More difficult is when the financial institution’s problem is not the mismatch between maturity lengths of its deposits and investment – the instability of a high-performance jet – but failed investments. (I put aside fraud. It happens, but more rarely than is claimed. Sometimes fraud occurs in an attempt to hide investment failures but occasionally it happens from the beginning. Some crytpo schemes are recent examples.)
Someone has to cover any financial losses. In the first instance, it is the shareholders. Then there may be bond holders who get higher interest returns in exchange for the possibility of losing their cash if the institution fails. Next in line are the ordinary depositors; that is the risk they take when they hand the cash over.
Some argue that the deposits should be guaranteed by the state. It is a complicated policy issue, but most affluent countries provide such guarantees, levying on the deposits to fund the scheme amounting to a form of insurance.

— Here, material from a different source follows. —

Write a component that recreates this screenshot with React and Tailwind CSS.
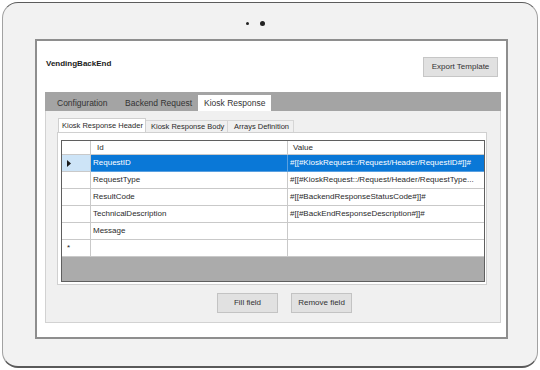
const rows = [
  { id: "RequestID", value: "#[[#KioskRequest::/Request/Header/RequestID#]]#", selected: true },
  { id: "RequestType", value: "#[[#KioskRequest::/Request/Header/RequestType..." },
  { id: "ResultCode", value: "#[[#BackendResponseStatusCode#]]#" },
  { id: "TechnicalDescription", value: "#[[#BackEndResponseDescription#]]#" },
  { id: "Message", value: "" },
];

const GridRow = ({ row }) => {
  const sel = row.selected;
  return (
    <div className="flex h-[17px]">
      <div
        className={`w-[29px] border-r border-b border-[#c9c9c9] flex items-center pl-[5px] ${
          sel ? "bg-[#cde4f7]" : "bg-white"
        }`}
      >
        {sel && (
          <svg width="4" height="7" viewBox="0 0 4 7">
            <polygon points="0,0 4,3.5 0,7" fill="#1a1a1a" />
          </svg>
        )}
      </div>
      <div
        className={`w-[197px] border-r border-b flex items-center pl-[2px] ${
          sel ? "bg-[#0a78d7] text-white border-[#5aa0e0]" : "bg-white text-[#2a2a2a] border-[#c9c9c9]"
        }`}
      >
        {row.id}
      </div>
      <div
        className={`w-[196px] border-b flex items-center pl-[2px] whitespace-nowrap overflow-hidden ${
          sel ? "bg-[#0a78d7] text-white border-[#5aa0e0]" : "bg-white text-[#2a2a2a] border-[#c9c9c9]"
        }`}
      >
        {row.value}
      </div>
    </div>
  );
};

const App = () => {
  return (
    <div className="w-[540px] h-[370px] bg-white p-[2px] font-['Liberation_Sans',Arial,sans-serif]">
      <div className="h-full rounded-[16px] border border-[#a2a2a2] border-t-[#5c5c5c] border-b-2 border-b-[#5a5a5a] bg-[#f2f2f2] flex flex-col">
        {/* camera */}
        <div className="h-[36px] pt-[5px] flex items-center">
          <div className="ml-[243px] w-[3px] h-[3px] rounded-full bg-[#222]" />
          <div className="ml-[11px] w-[5px] h-[5px] rounded-full bg-[#222]" />
        </div>

        {/* screen */}
        <div className="ml-[32px] w-[473px] h-[300px] border-2 border-[#8e8e8e] bg-white flex flex-col">
          <div className="h-[51px] flex justify-between items-start">
            <div className="pl-[9px] pt-[17px] text-[8px] font-bold text-[#1a1a1a]">VendingBackEnd</div>
            <button className="mt-[16px] mr-[8px] w-[75px] h-[20px] bg-[#e1e1e1] border border-[#c6c6c6] text-[8px] font-normal text-[#333]">
              Export Template
            </button>
          </div>

          <div className="ml-[8px] mr-[5px] flex flex-col">
            {/* main tabs */}
            <div className="h-[19px] bg-[#a4a4a4] flex items-end text-[8.5px] text-[#333]">
              <div className="w-[68px] h-[16px] pl-[12px] flex items-center">Configuration</div>
              <div className="w-[85px] h-[16px] pl-[12px] flex items-center">Backend Request</div>
              <div className="w-[73px] h-[16px] pl-[6px] flex items-center bg-white">Kiosk Response</div>
            </div>

            {/* tab page */}
            <div className="h-[212px] bg-[#f0f0f0] border border-t-0 border-[#d2d2d2] flex flex-col">
              <div className="h-[21px] pl-[12px] flex items-end text-[7.5px] text-[#2a2a2a]">
                <div className="w-[88px] h-[14px] pl-[3px] flex items-center bg-white border border-b-0 border-[#cfcfcf]">
                  Kiosk Response Header
                </div>
                <div className="w-[82px] h-[12px] pl-[5px] flex items-center border-t border-r border-[#d6d6d6]">
                  Kiosk Response Body
                </div>
                <div className="w-[66px] h-[12px] pl-[6px] flex items-center border-t border-r border-[#d6d6d6]">
                  Arrays Definition
                </div>
              </div>

              <div className="ml-[11px] w-[430px] h-[153px] bg-white border border-[#d0d0d0] pl-[3px] pt-[7px]">
                <div className="w-[424px] h-[142px] border border-[#5f5f5f] bg-[#ababab] text-[8px]">
                  <div className="flex h-[14px] bg-white text-[#2a2a2a]">
                    <div className="w-[29px] border-r border-b border-[#c9c9c9]" />
                    <div className="w-[197px] border-r border-b border-[#c9c9c9] pl-[6px] flex items-center">Id</div>
                    <div className="w-[196px] border-b border-[#c9c9c9] pl-[5px] flex items-center">Value</div>
                  </div>
                  {rows.map((r) => (
                    <GridRow key={r.id} row={r} />
                  ))}
                  <div className="flex h-[17px]">
                    <div className="w-[29px] border-r border-b border-[#c9c9c9] bg-white flex items-center pl-[5px] text-[8px] text-[#222]">
                      *
                    </div>
                    <div className="w-[197px] border-r border-b border-[#c9c9c9] bg-white" />
                    <div className="w-[196px] border-b border-[#c9c9c9] bg-white" />
                  </div>
                </div>
              </div>

              <div className="mt-[8px] flex text-[8px] font-normal text-[#333]">
                <button className="ml-[171px] w-[61px] h-[20px] bg-[#e1e1e1] border border-[#c3c3c3]">Fill field</button>
                <button className="ml-[13px] w-[61px] h-[20px] bg-[#e1e1e1] border border-[#c3c3c3]">Remove field</button>
              </div>
            </div>
          </div>
        </div>
      </div>
    </div>
  );
};

export default App;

There is a concern that this insulation of the depositors from the state of the institution in which they are investing removes the need to judge whether it is sound and a discipline on the financiers. This issue of ‘moral hazard’ was well illustrated when the government offered a (temporary) deposit guarantee in 2008 to prevent depositors taking their funds out. South Canterbury Finance offered higher interest rates to obtain more cash. It needed it; when it crashed, it cost the taxpayer slightly under $1b. (There was a cock-up, because the central authorities could have limited the guarantee to existing deposits only.)
Curiously, little attention was given in the GFC to the moral hazard of those working in the banks which crashed, who were still paid their bonuses (often at the expense of taxpayers) despite having been reckless.
There is a proposal before Parliament to introduce deposit insurance for the first $100,000 (which is low by international standards). The scheme will be pre-funded by levies on deposit takers and supported by a Crown backstop. It is currently sitting in the select committee. If implemented, a depositor with more than $100,000 would have to take a ‘haircut’ on the excess, that is, they would have to make a proportional contribution from their excess deposit to cover any loss not covered by shareholders and those with the more at-risk deposits.
The recent financial crashes of Silicon Valley Bank, Credit Suisse and all may increase the urgency for passing the legislation even though each failure occurred for different reasons although rising world interest rates are a part of each’s story. In the early 1970s, rising interest rates brought down at least four New Zealand financial institutions.
Will there be another global financial crash? The answer is probably one day, but it may not be soon. On the other hand, I would be remiss not to wonder whether the recent failures are harbingers of something bigger perhaps precipitated by the rise in interest rates. I remember thinking about – and writing about – this possibility in 2007, as the odd financial institution fell over, although I never dreamed about how complicated the GFC would be.
So what should you do, if you think the possibility is significant? Currently your best choice is to be cautious about your return – the higher return, the greater the risk – and to choose financial institutions which are well supervised and regulated by the Reserve Bank of New Zealand.
One option would be to draw all your savings out. A banknote is, in effect, a deposit in the Reserve Bank which is as safe as the government of New Zealand is safe. The catch is that you will get no interest on the note and there is the risk of theft (or fire); buy a safe.
So depositing in sound financial institutions has its attractions, despite the inherent instability in the financial system.